#### Instruction:
Identify each line below that contains the word "components", and copy it out.

<<<<

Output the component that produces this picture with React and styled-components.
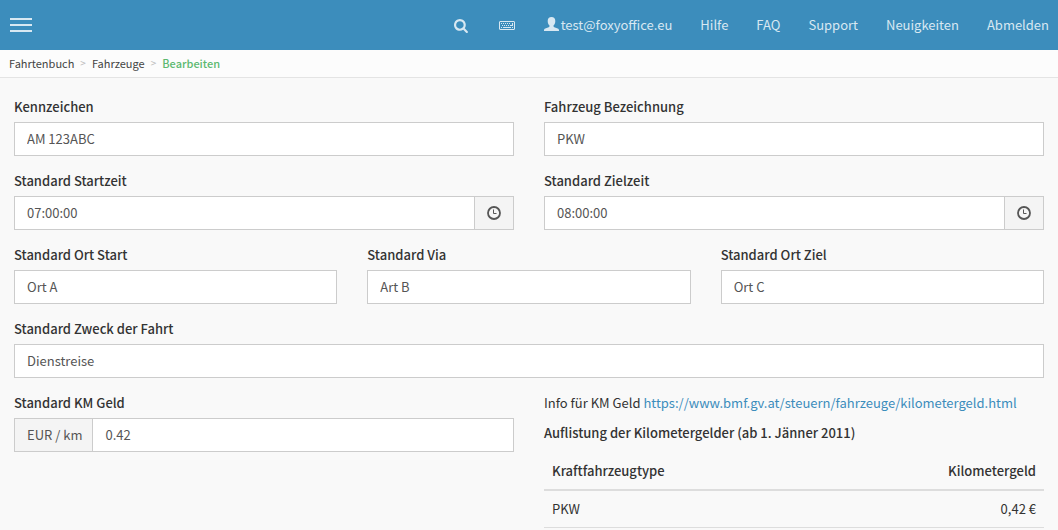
import React from 'react';
import styled, { createGlobalStyle } from 'styled-components';

const GlobalStyle = createGlobalStyle`
  *, *::before, *::after { box-sizing: border-box; }
  body {
    margin: 0;
    background: #f9f9f9;
    color: #333;
    font-family: "Source Sans Pro", "Noto Sans CJK SC", "Noto Sans", sans-serif;
    font-size: 13px;
    line-height: 20px;
  }
  a { color: #3c8dbc; text-decoration: none; }
  input, button { font: inherit; color: inherit; }
`;

const Header = styled.header`
  display: flex;
  align-items: center;
  justify-content: space-between;
  height: 50px;
  padding: 0 9px 0 10px;
  background: #3c8dbc;
`;

const MenuButton = styled.button`
  display: flex;
  flex-direction: column;
  gap: 4px;
  width: 22px;
  padding: 0;
  border: 0;
  background: none;
  cursor: pointer;
`;

const MenuBar = styled.span`
  height: 2px;
  background: #d8e8f2;
`;

const Nav = styled.nav`
  display: flex;
  align-items: center;
  gap: 28px;
`;

const NavLink = styled.a`
  display: flex;
  align-items: center;
  gap: 2px;
  padding: 0 ${(p) => (p.$iconOnly ? 1 : 0)}px;
  color: #d8e8f2;
`;

const Breadcrumb = styled.nav`
  display: flex;
  gap: 6px;
  height: 28px;
  padding: 3px 9px;
  border-bottom: 1px solid #e4e4e4;
  background: #fcfcfc;
  font-size: 11px;
`;

const Crumb = styled.a`
  color: ${(p) => (p.$current ? '#5cb970' : '#444')};
  font-weight: ${(p) => (p.$current ? 500 : 400)};
`;

const Separator = styled.span`
  color: #bbb;
  font-size: 10px;
`;

const Form = styled.form`
  display: flex;
  flex-direction: column;
  gap: 15px;
  padding: 19px 14px 0;
`;

const Row = styled.div`
  display: grid;
  grid-template-columns: repeat(${(p) => p.$columns}, minmax(0, 1fr));
  gap: 30px;
`;

const FieldBox = styled.div`
  display: flex;
  flex-direction: column;
  gap: 5px;
`;

const Label = styled.label`
  font-weight: 500;
`;

const InputGroup = styled.div`
  display: flex;
  height: 34px;
  border: 1px solid #ccc;
  background: #fff;
  color: #555;
`;

const Input = styled.input`
  flex: 1;
  min-width: 0;
  padding: 0 12px;
  border: 0;
  background: none;
`;

const Prefix = styled.span`
  display: flex;
  align-items: center;
  padding: 0 10px 0 12px;
  border-right: 1px solid #ccc;
  background: #f4f4f4;
`;

const PickerButton = styled.button`
  display: flex;
  align-items: center;
  justify-content: center;
  width: 39px;
  padding: 0;
  border: 0;
  border-left: 1px solid #ccc;
  background: #f4f4f4;
  cursor: pointer;
`;

const Info = styled.section`
  display: flex;
  flex-direction: column;
  gap: 10px;
`;

const Paragraph = styled.p`
  margin: 0;
`;

const Heading = styled.h2`
  margin: 0;
  font-size: inherit;
  font-weight: 500;
`;

const Table = styled.table`
  width: 100%;
  border-spacing: 0;
`;

const HeadCell = styled.th`
  padding: 8px;
  border-bottom: 2px solid #ddd;
  font-weight: 500;
  text-align: ${(p) => (p.$right ? 'right' : 'left')};
`;

const Cell = styled.td`
  padding: 8px;
  border-bottom: 1px solid #ddd;
  text-align: ${(p) => (p.$right ? 'right' : 'left')};
`;

const SearchIcon = () => (
  <svg width="15" height="15" viewBox="0 0 1792 1792" fill="currentColor" aria-hidden="true">
    <path d="M1152 832q0-185-131.500-316.500t-316.500-131.500-316.500 131.500-131.500 316.500 131.500 316.500 316.500 131.500 316.500-131.500 131.500-316.500zm512 832q0 52-38 90t-90 38q-54 0-90-38l-343-342q-179 124-399 124-143 0-273.500-55.500t-225-150-150-225-55.500-273.500 55.500-273.500 150-225 225-150 273.500-55.500 273.500 55.500 225 150 150 225 55.500 273.500q0 220-124 399l343 343q37 37 37 90z" />
  </svg>
);

const KeyboardIcon = () => (
  <svg width="16" height="10" viewBox="0 0 16 10" fill="currentColor" aria-hidden="true">
    <rect x="0.500" y="1.500" width="15" height="8" rx="0.500" fill="none" stroke="currentColor" />
    {[2, 4, 6, 8, 10].map((x) => <rect key={x} x={x} y="3" width="1" height="1" />)}
    {[3, 5, 7, 9, 11].map((x) => <rect key={x} x={x} y="5" width="1" height="1" />)}
    <path d="M2 7h1v1H2zM4 7h8v1H4zM13 7h1v1h-1zM13 3h1v3h-2V5h1z" />
  </svg>
);

const UserIcon = () => (
  <svg width="15" height="16" viewBox="0 0 15 16" fill="currentColor" aria-hidden="true">
    <path d="M7.500 0C9.900 0 11.300 1.500 11.300 4C11.300 6 10.600 7.500 9.500 8.500V9.300C9.500 9.800 9.800 10.100 10.300 10.300L13.700 11.500C14.600 11.900 15 12.400 15 13.200V14H0V13.200C0 12.400 0.400 11.900 1.300 11.500L4.700 10.300C5.200 10.100 5.500 9.800 5.500 9.300V8.500C4.400 7.500 3.700 6 3.700 4C3.700 1.500 5.100 0 7.500 0Z" />
  </svg>
);

const ClockIcon = () => (
  <svg width="14" height="14" viewBox="0 0 14 14" fill="none" stroke="currentColor" aria-hidden="true">
    <circle cx="7" cy="7" r="6" strokeWidth="1.800" />
    <path d="M6.500 3.500V7.500H9.500" />
  </svg>
);

const Field = ({ id, label, value, prefix, picker }) => (
  <FieldBox>
    <Label htmlFor={id}>{label}</Label>
    <InputGroup>
      {prefix && <Prefix>{prefix}</Prefix>}
      <Input id={id} type="text" defaultValue={value} />
      {picker && <PickerButton type="button" aria-label={picker}><ClockIcon /></PickerButton>}
    </InputGroup>
  </FieldBox>
);

const NAV_LINKS = ['Hilfe', 'FAQ', 'Support', 'Neuigkeiten', 'Abmelden'];

export default function App() {
  return (
    <>
      <GlobalStyle />
      <Header>
        <MenuButton type="button" aria-label="Menü">
          <MenuBar /><MenuBar /><MenuBar />
        </MenuButton>
        <Nav>
          <NavLink href="#suche" aria-label="Suche" $iconOnly><SearchIcon /></NavLink>
          <NavLink href="#tastatur" aria-label="Tastatur" $iconOnly><KeyboardIcon /></NavLink>
          <NavLink href="#konto"><UserIcon />test@foxyoffice.eu</NavLink>
          {NAV_LINKS.map((name) => (
            <NavLink key={name} href={`#${name.toLowerCase()}`}>{name}</NavLink>
          ))}
        </Nav>
      </Header>
      <Breadcrumb aria-label="Pfad">
        <Crumb href="#fahrtenbuch">Fahrtenbuch</Crumb>
        <Separator>&gt;</Separator>
        <Crumb href="#fahrzeuge">Fahrzeuge</Crumb>
        <Separator>&gt;</Separator>
        <Crumb href="#bearbeiten" $current aria-current="page">Bearbeiten</Crumb>
      </Breadcrumb>
      <Form>
        <Row $columns={2}>
          <Field id="kennzeichen" label="Kennzeichen" value="AM 123ABC" />
          <Field id="bezeichnung" label="Fahrzeug Bezeichnung" value="PKW" />
        </Row>
        <Row $columns={2}>
          <Field id="startzeit" label="Standard Startzeit" value="07:00:00" picker="Startzeit wählen" />
          <Field id="zielzeit" label="Standard Zielzeit" value="08:00:00" picker="Zielzeit wählen" />
        </Row>
        <Row $columns={3}>
          <Field id="ort-start" label="Standard Ort Start" value="Ort A" />
          <Field id="via" label="Standard Via" value="Art B" />
          <Field id="ort-ziel" label="Standard Ort Ziel" value="Ort C" />
        </Row>
        <Row $columns={1}>
          <Field id="zweck" label="Standard Zweck der Fahrt" value="Dienstreise" />
        </Row>
        <Row $columns={2}>
          <Field id="km-geld" label="Standard KM Geld" value="0.42" prefix="EUR / km" />
          <Info>
            <Paragraph>
              Info für KM Geld{' '}
              <a href="https://www.bmf.gv.at/steuern/fahrzeuge/kilometergeld.html">
                https://www.bmf.gv.at/steuern/fahrzeuge/kilometergeld.html
              </a>
            </Paragraph>
            <Heading>Auflistung der Kilometergelder (ab 1. Jänner 2011)</Heading>
            <Table>
              <thead>
                <tr>
                  <HeadCell scope="col">Kraftfahrzeugtype</HeadCell>
                  <HeadCell scope="col" $right>Kilometergeld</HeadCell>
                </tr>
              </thead>
              <tbody>
                <tr>
                  <Cell>PKW</Cell>
                  <Cell $right>0,42 €</Cell>
                </tr>
              </tbody>
            </Table>
          </Info>
        </Row>
      </Form>
    </>
  );
}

>>>>

#### Written answer:
Output the component that produces this picture with React and styled-components.
import styled, { createGlobalStyle } from 'styled-components';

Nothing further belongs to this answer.